From Bellport to WFAN’s morning show, Gregg Giannotti remains the same
Gregg Giannotti has been making the long daily drive from Bellport to Soho for two years, so he knows the routine, and he knows that when many people hear about it, “they think I’m nuts.”
But come Jan. 2, he believes the commute will have its benefits as he moves down the hallway from CBS Sports Radio to WFAN, where he will join Boomer Esiason as morning co-host.
“Living here, especially now, it’s really important to me, with all the craziness that is going to go on,” Giannotti said. “Life is going to change, no doubt about it.
“There’s something about leaving that world where everybody is paying attention to every word and everybody is focused on your success and there is high pressure in New York City and driving back here and de-stressing and pulling into my driveway and having it be the exact same place I grew up in.”
Giannotti, 35, lives less than two miles from where he grew up and near his parents. That should be a help, given that he and his wife, Gina, are expecting their first child in February.
But mostly, it gives him a comfort zone and support system as he transitions from a national network that is not heard in New York to the area’s iconic sports radio station.
After joining CBS Radio from a station in Pittsburgh, Giannotti lived for a year in an apartment in Great Neck. “I was looking in Nassau County; things were extremely expensive,” he said. “Then I was looking at Suffolk County and I kept going farther east and east and I said, ‘I’m this far east. Why don’t I just go all the way back?’ ”
Traffic usually is not an issue because he leaves at 3:45 a.m., then heads back before noon. When he gets there, familiar faces abound.

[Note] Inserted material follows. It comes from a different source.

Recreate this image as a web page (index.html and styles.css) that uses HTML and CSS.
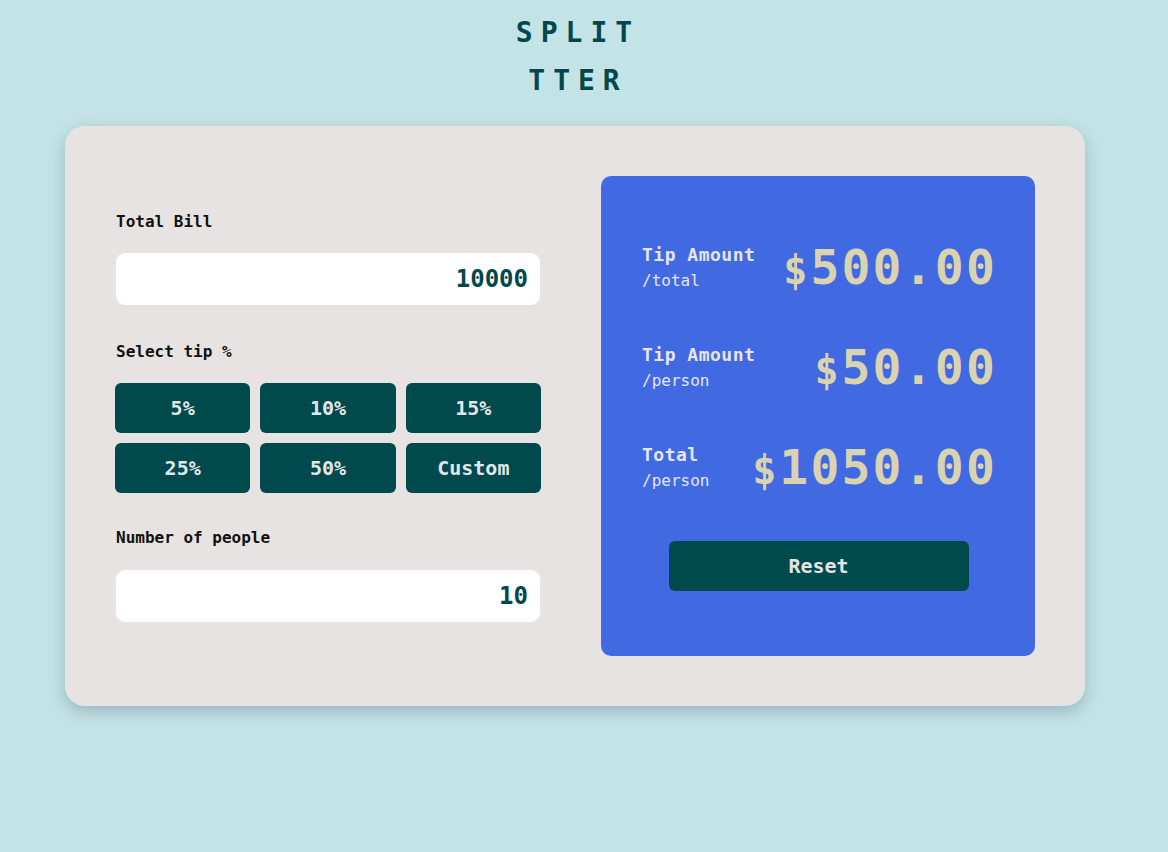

“There are people I went to high school with and people I see who are just locals at the deli, and they are all so proud of it,” he said. “It’s funny, because it’s like this in-between of ‘I knew you were going to do this’ but it’s coupled with ‘Man, I can’t believe you actually did it!’ ”

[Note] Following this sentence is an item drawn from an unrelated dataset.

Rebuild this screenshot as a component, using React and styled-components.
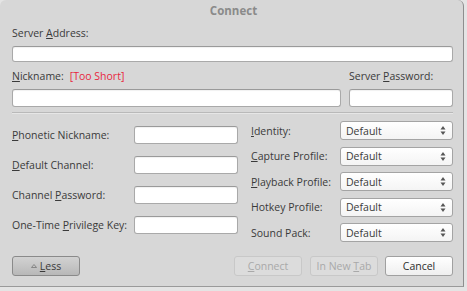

Giannotti began at WFAN as a producer for Joe Benigno and Evan Roberts in middays and always planned to return.
“This is it,” he said. “Every decision I’ve made was because I wanted to do this. Now I’m given an opportunity and I know I’m going to do well, because it’s all I’ve ever wanted . . . So that first day it’s not going to be nervousness . . . It’s going to be excitement that it’s finally here.”
The opportunity came after Craig Carton was arrested on federal charges of wire and securities fraud on Sept. 6 and resigned a week later. When Giannotti got the job, Carton called him to wish him well.

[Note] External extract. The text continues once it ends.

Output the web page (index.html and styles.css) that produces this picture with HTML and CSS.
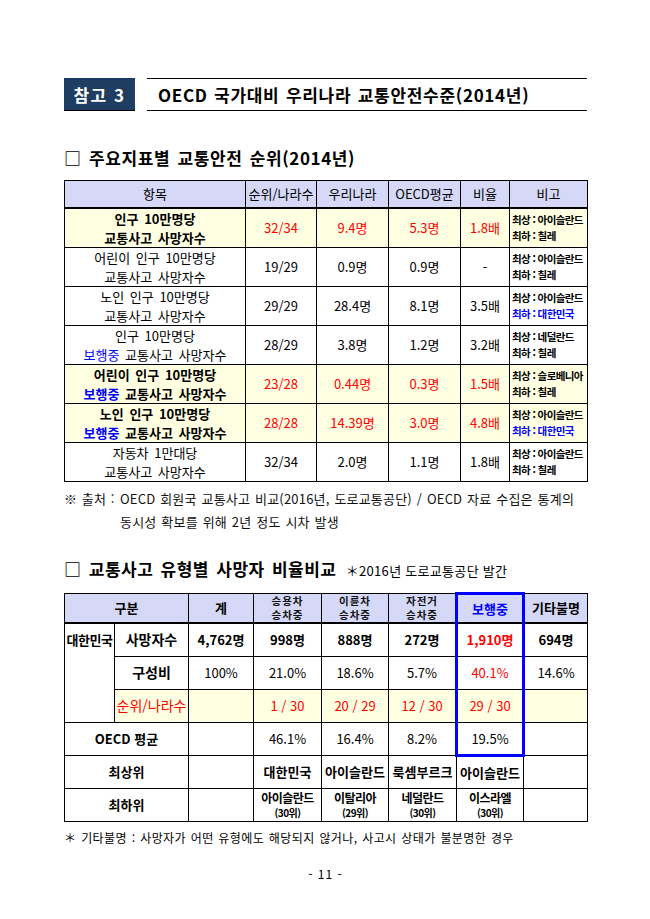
FILE: index.html
```html
<!DOCTYPE html>
<html lang="ko">
<head>
<meta charset="utf-8">
<link rel="stylesheet" href="styles.css">
</head>
<body>
<div class="page">
  <div class="hdr">
    <div class="tag">참고 3</div>
    <div class="title">OECD 국가대비 우리나라 교통안전수준(2014년)</div>
  </div>

  <h2 class="sec sec1">□ 주요지표별 교통안전 순위(2014년)</h2>

  <table class="t1">
    <colgroup>
      <col class="c1a"><col class="c1b"><col class="c1c"><col class="c1d"><col class="c1e"><col class="c1f">
    </colgroup>
    <thead>
      <tr class="th1"><th>항목</th><th>순위/나라수</th><th>우리나라</th><th>OECD평균</th><th>비율</th><th>비고</th></tr>
    </thead>
    <tbody>
      <tr class="hl">
        <td class="item b">인구 10만명당<br>교통사고 사망자수</td>
        <td class="red">32/34</td><td class="red">9.4명</td><td class="red">5.3명</td><td class="red">1.8배</td>
        <td class="note">최상 : 아이슬란드<br>최하 : 칠레</td>
      </tr>
      <tr>
        <td class="item">어린이 인구 10만명당<br>교통사고 사망자수</td>
        <td>19/29</td><td>0.9명</td><td>0.9명</td><td>-</td>
        <td class="note">최상 : 아이슬란드<br>최하 : 칠레</td>
      </tr>
      <tr>
        <td class="item">노인 인구 10만명당<br>교통사고 사망자수</td>
        <td>29/29</td><td>28.4명</td><td>8.1명</td><td>3.5배</td>
        <td class="note">최상 : 아이슬란드<br><span class="blue">최하 : 대한민국</span></td>
      </tr>
      <tr>
        <td class="item">인구 10만명당<br><span class="blue">보행중</span> 교통사고 사망자수</td>
        <td>28/29</td><td>3.8명</td><td>1.2명</td><td>3.2배</td>
        <td class="note">최상 : 네덜란드<br>최하 : 칠레</td>
      </tr>
      <tr class="hl">
        <td class="item b">어린이 인구 10만명당<br><span class="blue">보행중</span> 교통사고 사망자수</td>
        <td class="red">23/28</td><td class="red">0.44명</td><td class="red">0.3명</td><td class="red">1.5배</td>
        <td class="note">최상 : 슬로베니아<br>최하 : 칠레</td>
      </tr>
      <tr class="hl">
        <td class="item b">노인 인구 10만명당<br><span class="blue">보행중</span> 교통사고 사망자수</td>
        <td class="red">28/28</td><td class="red">14.39명</td><td class="red">3.0명</td><td class="red">4.8배</td>
        <td class="note">최상 : 아이슬란드<br><span class="blue">최하 : 대한민국</span></td>
      </tr>
      <tr>
        <td class="item">자동차 1만대당<br>교통사고 사망자수</td>
        <td>32/34</td><td>2.0명</td><td>1.1명</td><td>1.8배</td>
        <td class="note">최상 : 아이슬란드<br>최하 : 칠레</td>
      </tr>
    </tbody>
  </table>

  <div class="src">
    <span class="src-lbl">※ 출처 :</span>
    <span class="src-txt">OECD 회원국 교통사고 비교(2016년, 도로교통공단) / OECD 자료 수집은 통계의<br>동시성 확보를 위해 2년 정도 시차 발생</span>
  </div>

  <h2 class="sec sec2">□ 교통사고 유형별 사망자 비율비교 <span class="sub">＊2016년 도로교통공단 발간</span></h2>

  <table class="t2">
    <colgroup>
      <col class="c2a"><col class="c2b"><col class="c2c"><col class="c2d"><col class="c2e"><col class="c2f"><col class="c2g"><col class="c2h">
    </colgroup>
    <thead>
      <tr class="th2">
        <th colspan="2">구분</th><th>계</th>
        <th class="two"><span class="ln">승용차</span><span class="ln">승차중</span></th>
        <th class="two"><span class="ln">이륜차</span><span class="ln">승차중</span></th>
        <th class="two"><span class="ln">자전거</span><span class="ln">승차중</span></th>
        <th class="bx bx-top blue">보행중</th><th>기타불명</th>
      </tr>
    </thead>
    <tbody>
      <tr class="r2">
        <td rowspan="3" class="kr b">대한민국</td>
        <td class="b lbl">사망자수</td><td class="b">4,762명</td><td class="b">998명</td><td class="b">888명</td><td class="b">272명</td>
        <td class="b red bx">1,910명</td><td class="b">694명</td>
      </tr>
      <tr class="r2">
        <td class="b lbl">구성비</td><td>100%</td><td>21.0%</td><td>18.6%</td><td>5.7%</td>
        <td class="red bx">40.1%</td><td>14.6%</td>
      </tr>
      <tr class="r2 hl">
        <td class="red lbl">순위/나라수</td><td></td><td class="red">1 / 30</td><td class="red">20 / 29</td><td class="red">12 / 30</td>
        <td class="red bx">29 / 30</td><td></td>
      </tr>
      <tr class="r2">
        <td colspan="2" class="b">OECD 평균</td><td></td><td>46.1%</td><td>16.4%</td><td>8.2%</td>
        <td class="bx bx-bot">19.5%</td><td></td>
      </tr>
      <tr class="r2">
        <td colspan="2" class="b">최상위</td><td></td><td class="b">대한민국</td><td class="b">아이슬란드</td><td class="b">룩셈부르크</td>
        <td class="b">아이슬란드</td><td></td>
      </tr>
      <tr class="r2">
        <td colspan="2" class="b">최하위</td><td></td>
        <td class="b low"><span class="nm">아이슬란드</span><span class="rk">(30위)</span></td>
        <td class="b low"><span class="nm">이탈리아</span><span class="rk">(29위)</span></td>
        <td class="b low"><span class="nm">네덜란드</span><span class="rk">(30위)</span></td>
        <td class="b low"><span class="nm">이스라엘</span><span class="rk">(30위)</span></td>
        <td></td>
      </tr>
    </tbody>
  </table>

  <p class="fn">＊ 기타불명 : 사망자가 어떤 유형에도 해당되지 않거나, 사고시 상태가 불분명한 경우</p>

  <p class="pg">- 11 -</p>
</div>
</body>
</html>
```

FILE: styles.css
```css
* { box-sizing: border-box; }
body {
  margin: 0;
  background: #fff;
  font-family: "Noto Sans CJK KR", "Noto Sans", sans-serif;
  color: #000;
}
.page {
  width: 650px;
  padding: 78px 63px 0 64px;
}
.hdr {
  display: flex;
  height: 33px;
}
.tag {
  width: 71px;
  background: #1f3d60;
  color: #fff;
  font-weight: bold;
  font-size: 17px;
  display: flex;
  align-items: center;
  justify-content: center;
  border-bottom: 1px solid #000;
  letter-spacing: 1.5px;
}
.title {
  flex: 1;
  margin-left: 12px;
  border-top: 1px solid #000;
  border-bottom: 1px solid #000;
  display: flex;
  align-items: center;
  padding-left: 11px;
  font-weight: bold;
  font-size: 17px;
  letter-spacing: 0.7px;
  word-spacing: 1px;
}
.sec {
  margin: 0;
  font-size: 17px;
  font-weight: bold;
  line-height: 24px;
  letter-spacing: 0.6px;
  word-spacing: 2px;
}
.sec1 { margin-top: 35px; margin-bottom: 10px; }
.sec2 { margin-top: 24px; margin-bottom: 9px; letter-spacing: 0.5px; }
.sec .sub {
  font-size: 13px;
  font-weight: normal;
  margin-left: 2px;
  letter-spacing: 0.3px;
  word-spacing: 0;
}

table {
  border-collapse: collapse;
  table-layout: fixed;
  width: 523px;
}
th, td {
  border: 1px solid #000;
  padding: 0;
  text-align: center;
  vertical-align: middle;
  font-size: 13px;
  line-height: 17px;
  font-weight: normal;
  white-space: nowrap;
}
.c1a { width: 181px; } .c1b { width: 71px; } .c1c { width: 72px; }
.c1d { width: 72px; } .c1e { width: 49px; } .c1f { width: 78px; }

.th1 th {
  background: #d5d8f6;
  height: 27px;
  border-bottom: 2px solid #000;
}
.t1 tbody td { height: 39px; }
.t1 .item { word-spacing: 2px; line-height: 19px; }
.hl td { background: #ffffe1; }
.b { font-weight: bold; }
.red { color: #ff0000; }
.blue { color: #0000ff; }
.note {
  text-align: left;
  font-size: 10.5px;
  line-height: 15.5px;
  padding-left: 2px;
  font-weight: bold;
  letter-spacing: -0.6px;
}

.src {
  display: flex;
  margin-top: 5px;
  font-size: 13px;
  line-height: 23px;
  color: #111;
}
.src-lbl { width: 56px; flex: none; letter-spacing: 0.5px; }
.src-txt { flex: 1; letter-spacing: 0.2px; word-spacing: 1px; }

.c2a { width: 50px; } .c2b { width: 74px; } .c2c { width: 65px; } .c2d { width: 68px; }
.c2e { width: 67px; } .c2f { width: 68px; } .c2g { width: 67px; } .c2h { width: 64px; }

.th2 th {
  background: #d5d8f6;
  height: 30px;
  font-weight: bold;
  border-bottom: 2px solid #000;
}
.th2 th.two { color: #111; }
.th2 .ln {
  display: block;
  font-size: 10.5px;
  line-height: 14px;
  letter-spacing: 1px;
}
.t2 td { height: 33px; }
.t2 .kr { background: #fff; letter-spacing: -0.5px; vertical-align: top; padding-top: 7px; }
.t2 .lbl { font-size: 14px; }
.bx { border-left: 3px solid #0000ff; border-right: 3px solid #0000ff; }
.bx-top { border-top: 3px solid #0000ff; }
.bx-bot { border-bottom: 3px solid #0000ff; }
.th2 th.bx-top { border-bottom: 2px solid #000; }
.low { letter-spacing: -0.5px; }
.low .nm { display: block; font-size: 12px; line-height: 17.5px; }
.low .rk { display: block; font-size: 10px; line-height: 14.5px; }

.fn {
  margin: 6px 0 0;
  font-size: 12px;
  line-height: 20px;
  letter-spacing: 0.4px;
  word-spacing: 1px;
}
.pg {
  margin: 16px 0 0;
  text-align: center;
  font-size: 12px;
  line-height: 20px;
  letter-spacing: 1px;
}
```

“I was so impressed with the fact he could in that moment reach out and be that nice,” Giannotti said. “I thought to myself: Could I do the same thing? Could I be that good of a person to, in a bad moment in life, be that good?”
Giannotti said Carton urged him to lean on colleagues for support and to “always, always be me. That is something I’ve heard from a lot of people. It really is the most sound advice, to never try to be anybody but yourself or ever try to imitate or emulate a voice other than yours.”
Speaking of which . . . Giannotti, whom friends call “Gio,” is known for impersonations, notably of Benigno and Mike Francesa. He tries to not overdo it. “In the beginning it bothered me, because it was always the thing that people thought of about me and I had to fight against that a little bit,” he said. “But I also had to appreciate the fact people enjoyed it that much.
“This is making it sound way more important than it is, but I always make the analogy of a band that is sick of their biggest hit and don’t want to play it. They wish their fans would just look at the new stuff, but they’re making them play their old songs.”
At least New York listeners can appreciate his Benigno. “I can’t go to Pittsburgh and do a Joe Benigno imitation,” he said. “People in Squirrel Hill will think I’m crazy.”
That’s a neighborhood in Pittsburgh, by the way. Now he is back to his old neighborhood, not all that far from where Esiason grew up and played at a rival high school.
“It’s funny, because with all the things that Boomer has done and all the places he’s been, he’s still a guy that went to East Islip,” Giannotti said.
Giannotti considered an afternoon drive time offer but decided the more freewheeling morning vibe fits him best. So Chris Carlin, Maggie Gray and Bart Scott will replace Francesa, a move that has garnered far more attention than the morning change. That is fine with Giannotti, giving him more breathing room to ease into his new role. That and about 70 miles of pavement.
“Will the demands of the job make me [eventually] move farther west?” he said. “As of right now, I really like the idea of having all that spotlight on you in there, and you’re the same guy you always were out here when you get home.”